Sigh...that rabbit hole.
a) There is insufficient data unless some omniscient being is commanding the fleets. There always is in stochastic systems.
b) FPS AI is easy. Maybe it's a bad example because people will latch onto the 'aimbot' concept, but aside from motor skills the actual strategy element of of FPS AI gameplay is bad. The bots are dumb no matter how good their aim is. They can't adapt to different strategies well because their AI works on limited data and is therefore highly deterministic (enemy detected here, go here, shoot enemy -- maybe with a bit of flair here or there).
c) Non-sentient AIs are completely incapable of math. Computers do computations well. (As my first analysis professor said on the first day of class 'Forget what you learned in high school. Mathematics is not compuations.') They are wholly incapable of actual mathematics because they lack sentience. If an AI were able to perform actual mathematics (i.e. proofs and such) then there'd be the so-called singularity at which point all knowledge could quickly be gained through technological means.

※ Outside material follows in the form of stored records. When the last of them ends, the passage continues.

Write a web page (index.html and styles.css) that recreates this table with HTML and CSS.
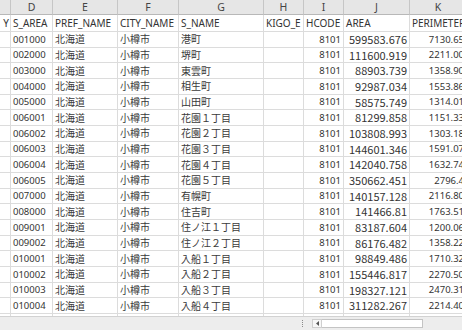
FILE: index.html
```html
<!DOCTYPE html>
<html lang="ja">
<head>
<meta charset="utf-8">
<title>Sheet</title>
<link rel="stylesheet" href="styles.css">
</head>
<body>
<div class="app">
  <div class="grid">
    <div class="row head">
      <div class="c"></div><div class="c">D</div><div class="c">E</div><div class="c">F</div><div class="c">G</div><div class="c">H</div><div class="c">I</div><div class="c">J</div><div class="c">K</div>
    </div>
    <div class="row fields">
      <div class="c num">Y</div><div class="c">S_AREA</div><div class="c">PREF_NAME</div><div class="c">CITY_NAME</div><div class="c">S_NAME</div><div class="c">KIGO_E</div><div class="c">HCODE</div><div class="c">AREA</div><div class="c">PERIMETER</div>
    </div>
    <div class="row"><div class="c"></div><div class="c">001000</div><div class="c jp">北海道</div><div class="c jp">小樽市</div><div class="c jp">港町</div><div class="c"></div><div class="c num">8101</div><div class="c num big">599583.676</div><div class="c num">7130.65</div></div>
    <div class="row"><div class="c"></div><div class="c">002000</div><div class="c jp">北海道</div><div class="c jp">小樽市</div><div class="c jp">堺町</div><div class="c"></div><div class="c num">8101</div><div class="c num big">111600.919</div><div class="c num">2211.00</div></div>
    <div class="row"><div class="c"></div><div class="c">003000</div><div class="c jp">北海道</div><div class="c jp">小樽市</div><div class="c jp">東雲町</div><div class="c"></div><div class="c num">8101</div><div class="c num big">88903.739</div><div class="c num">1358.90</div></div>
    <div class="row"><div class="c"></div><div class="c">004000</div><div class="c jp">北海道</div><div class="c jp">小樽市</div><div class="c jp">相生町</div><div class="c"></div><div class="c num">8101</div><div class="c num big">92987.034</div><div class="c num">1553.86</div></div>
    <div class="row"><div class="c"></div><div class="c">005000</div><div class="c jp">北海道</div><div class="c jp">小樽市</div><div class="c jp">山田町</div><div class="c"></div><div class="c num">8101</div><div class="c num big">58575.749</div><div class="c num">1314.01</div></div>
    <div class="row"><div class="c"></div><div class="c">006001</div><div class="c jp">北海道</div><div class="c jp">小樽市</div><div class="c jp">花園１丁目</div><div class="c"></div><div class="c num">8101</div><div class="c num big">81299.858</div><div class="c num">1151.33</div></div>
    <div class="row"><div class="c"></div><div class="c">006002</div><div class="c jp">北海道</div><div class="c jp">小樽市</div><div class="c jp">花園２丁目</div><div class="c"></div><div class="c num">8101</div><div class="c num big">103808.993</div><div class="c num">1303.18</div></div>
    <div class="row"><div class="c"></div><div class="c">006003</div><div class="c jp">北海道</div><div class="c jp">小樽市</div><div class="c jp">花園３丁目</div><div class="c"></div><div class="c num">8101</div><div class="c num big">144601.346</div><div class="c num">1591.07</div></div>
    <div class="row"><div class="c"></div><div class="c">006004</div><div class="c jp">北海道</div><div class="c jp">小樽市</div><div class="c jp">花園４丁目</div><div class="c"></div><div class="c num">8101</div><div class="c num big">142040.758</div><div class="c num">1632.74</div></div>
    <div class="row"><div class="c"></div><div class="c">006005</div><div class="c jp">北海道</div><div class="c jp">小樽市</div><div class="c jp">花園５丁目</div><div class="c"></div><div class="c num">8101</div><div class="c num big">350662.451</div><div class="c num">2796.4</div></div>
    <div class="row"><div class="c"></div><div class="c">007000</div><div class="c jp">北海道</div><div class="c jp">小樽市</div><div class="c jp">有幌町</div><div class="c"></div><div class="c num">8101</div><div class="c num big">140157.128</div><div class="c num">2116.80</div></div>
    <div class="row"><div class="c"></div><div class="c">008000</div><div class="c jp">北海道</div><div class="c jp">小樽市</div><div class="c jp">住吉町</div><div class="c"></div><div class="c num">8101</div><div class="c num big">141466.81</div><div class="c num">1763.51</div></div>
    <div class="row"><div class="c"></div><div class="c">009001</div><div class="c jp">北海道</div><div class="c jp">小樽市</div><div class="c jp">住ノ江１丁目</div><div class="c"></div><div class="c num">8101</div><div class="c num big">83187.604</div><div class="c num">1200.06</div></div>
    <div class="row"><div class="c"></div><div class="c">009002</div><div class="c jp">北海道</div><div class="c jp">小樽市</div><div class="c jp">住ノ江２丁目</div><div class="c"></div><div class="c num">8101</div><div class="c num big">86176.482</div><div class="c num">1358.22</div></div>
    <div class="row"><div class="c"></div><div class="c">010001</div><div class="c jp">北海道</div><div class="c jp">小樽市</div><div class="c jp">入船１丁目</div><div class="c"></div><div class="c num">8101</div><div class="c num big">98849.486</div><div class="c num">1710.32</div></div>
    <div class="row"><div class="c"></div><div class="c">010002</div><div class="c jp">北海道</div><div class="c jp">小樽市</div><div class="c jp">入船２丁目</div><div class="c"></div><div class="c num">8101</div><div class="c num big">155446.817</div><div class="c num">2270.50</div></div>
    <div class="row"><div class="c"></div><div class="c">010003</div><div class="c jp">北海道</div><div class="c jp">小樽市</div><div class="c jp">入船３丁目</div><div class="c"></div><div class="c num">8101</div><div class="c num big">198327.121</div><div class="c num">2470.31</div></div>
    <div class="row"><div class="c"></div><div class="c">010004</div><div class="c jp">北海道</div><div class="c jp">小樽市</div><div class="c jp">入船４丁目</div><div class="c"></div><div class="c num">8101</div><div class="c num big">311282.267</div><div class="c num">2214.40</div></div>
    <div class="row"><div class="c"></div><div class="c"></div><div class="c"></div><div class="c"></div><div class="c"></div><div class="c"></div><div class="c"></div><div class="c"></div><div class="c"></div></div>
  </div>
  <div class="bar">
    <div class="tabs"></div>
    <div class="grip"></div>
    <div class="hscroll">
      <div class="sbtn"><svg width="3" height="5" viewBox="0 0 3 5"><polygon points="3,0 3,5 0,2.5" fill="#555"/></svg></div>
      <div class="thumb"></div>
    </div>
  </div>
</div>
</body>
</html>
```

FILE: styles.css
```css
html, body {
  margin: 0;
  padding: 0;
  background: #ffffff;
  overflow: hidden;
}

.app {
  width: 462px;
  height: 330px;
  display: flex;
  flex-direction: column;
  overflow: hidden;
}

.grid {
  flex: 1 1 auto;
  overflow: hidden;
  min-height: 0;
}

.row {
  display: grid;
  grid-template-columns: 11px 42px 65px 61px 85px 40px 40px 66px 57px;
  height: 15.68px;
  box-sizing: border-box;
  font-family: "Noto Sans", sans-serif;
  font-size: 9.5px;
  color: #333333;
  white-space: nowrap;
}

.c {
  box-sizing: border-box;
  border-right: 1px solid #dcdcdc;
  border-bottom: 1px solid #dcdcdc;
  padding: 0 2px;
  overflow: visible;
  display: flex;
  align-items: center;
  line-height: 1;
}

.c.num {
  justify-content: flex-end;
}

.c.jp {
  font-family: "Noto Sans CJK JP", sans-serif;
  font-size: 10px;
  color: #3a3a3a;
}

.c.big {
  font-family: "Noto Sans CJK JP", sans-serif;
  font-size: 11px;
}

.row.head {
  height: 15px;
  background: #e6e6e6;
  font-size: 10.5px;
  color: #444444;
}

.row.head .c {
  justify-content: center;
  border-right-color: #c6c6c6;
  border-bottom-color: #b8b8b8;
}

.row.fields {
  height: 17px;
  font-size: 10px;
}

.row.fields .c:first-child {
  justify-content: flex-end;
  padding-right: 1px;
}

.bar {
  flex: 0 0 14px;
  box-sizing: border-box;
  background: #ededed;
  border-top: 1px solid #d2d2d2;
  display: flex;
  align-items: center;
}

.tabs {
  flex: 0 0 302px;
}

.grip {
  width: 1px;
  height: 7px;
  background-image: linear-gradient(#8a8a8a 50%, transparent 50%);
  background-size: 1px 2px;
  margin-right: 9px;
}

.hscroll {
  display: flex;
  height: 9px;
}

.sbtn {
  width: 10px;
  box-sizing: border-box;
  border: 1px solid #cfcfcf;
  background: #f7f7f7;
  display: flex;
  align-items: center;
  justify-content: center;
}

.thumb {
  width: 101px;
  box-sizing: border-box;
  border: 1px solid #c4c4c4;
  border-left: none;
  background: #ffffff;
}
```
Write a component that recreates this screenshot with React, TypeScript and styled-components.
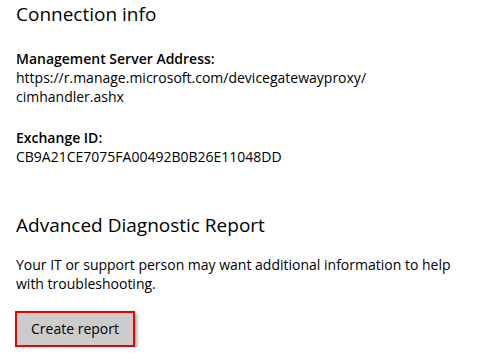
import React from "react";
import styled, { createGlobalStyle } from "styled-components";

const Global = createGlobalStyle`
  html, body { margin: 0; padding: 0; background: #ffffff; }
  body { font-family: "Open Sans", "Noto Sans", sans-serif; color: #000; }
`;

const Page = styled.div`
  padding: 0 16px;
  display: flex;
  flex-direction: column;
`;

const Heading = styled.h2<{ $top: number }>`
  margin: ${(p) => p.$top}px 0 0 0;
  font-size: 19px;
  font-weight: 400;
  line-height: 28px;
  color: #000;
`;

const Field = styled.div<{ $top: number }>`
  margin-top: ${(p) => p.$top}px;
  display: flex;
  flex-direction: column;
  font-size: 14px;
  line-height: 19px;
`;

const Label = styled.span`
  font-weight: 600;
`;

const Value = styled.span`
  font-weight: 400;
`;

const Paragraph = styled.p`
  margin: 16px 0 0 0;
  font-size: 14px;
  line-height: 19px;
  max-width: 462px;
`;

const Button = styled.button`
  margin: 18px 0 0 -1px;
  align-self: flex-start;
  font-family: inherit;
  font-size: 14px;
  color: #000;
  background: #cccccc;
  border: 2px solid #ee0000;
  padding: 0 0 2px 0;
  height: 36px;
  width: 120px;
  box-shadow: 2px 2px 3px rgba(0, 0, 0, 0.35);
`;

export default function App() {
  return (
    <>
      <Global />
      <Page>
        <Heading $top={0}>Connection info</Heading>
        <Field $top={21}>
          <Label>Management Server Address:</Label>
          <Value>https://r.manage.microsoft.com/devicegatewayproxy/</Value>
          <Value>cimhandler.ashx</Value>
        </Field>
        <Field $top={22}>
          <Label>Exchange ID:</Label>
          <Value>CB9A21CE7075FA00492B0B26E11048DD</Value>
        </Field>
        <Heading $top={45}>Advanced Diagnostic Report</Heading>
        <Paragraph>
          Your IT or support person may want additional information to help with troubleshooting.
        </Paragraph>
        <Button>Create report</Button>
      </Page>
    </>
  );
}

These things, especially (a) and (c) lie at the core of information theory and AI theory. They are irrefutable in those current theories.
Ok I see that you are latching on my simplified use of language and generalizations I used to keep it relatively short. This does not mean I don't know what I'm talking about.
To answer a)
Insufficient data is not a problem in space combat, there is no way in Stellaris to hide a ship, and there is also no way in reality to hide a ship, unless you park it behind a planet or star. But you would still see it approaching from light years away, either by some kind of FTL emissions from their method of FTL travel or if it doesn't have FTL then because it smacks into hydrogen atoms initiating fusion, if it approaches anywhere close to the speed of light, or from its infrared emissions and because it blocks out the light of the stars behind it. So no stealth in space barring the invention of a cloaking device.
This leads automatically to the next consequence. If you can't hide, fleeing or engaging are your only options. If you decide to engage, you want all your ships to have two abilities, room to maneuver and a free line of sight, especially if your fleet is more powerful. You could either use a standard formation like a wall or have a computer generated optimal distribution given that each of your ships is a known quantity. This does not require it to understand math, it just needs to do calculations to do that. And the most likely solution for attacking over large distances is by using probability to discern where the other ships are going to be, the more shots you can fire at once, the more likely you are to hit. Once you get to shorter ranges, accuracy will improve dramatically, so that's something a smaller fleet should avoid.
To be b)
I didn't claim they were intelligent, I said their lack of intelligence is compensated or more precisely overcompensated by the ability to be more accurate and with faster reaction times than you are. So much, that in order for you to have a chance they need to dial this ability down.
To c)
This is incorrect, plain and simple. Automated theorem proving is one such example. It doesn't even require AI. Formulating a theorem is currently beyond them, but proving it correct or incorrect isn't. But they are by now also capable of inductive reasoning, meaning they can make decisions based on incomplete information, just as humans can. Some years back there was an episode of jeopardy featuring the Watson AI by IBM, who was capable of that. One of the questions was to name "A long tiresome speech delivered by a frothy pie topping" and it came up with the correct answer, "What is meringue harangue". This answer wasn't anywhere in its database. A similar question asked for a rhyming "Boxing term for a hit below the belt" and it came up with the incorrect answer "A Wang bang" this was a term it invented because it didn't know the correct answer "A low blow".
Sure those examples aren't math, but they are of a similar concept. Math is just another language after all. So yes, an AI is capable of learning math, and it can actually be creative as well. Which is why the field of AI safety is so important, before we create an AI that has the potential to become a Technological singularity, we need to be able to control it, because once it reaches that stage, we will no longer be able to understand how it works.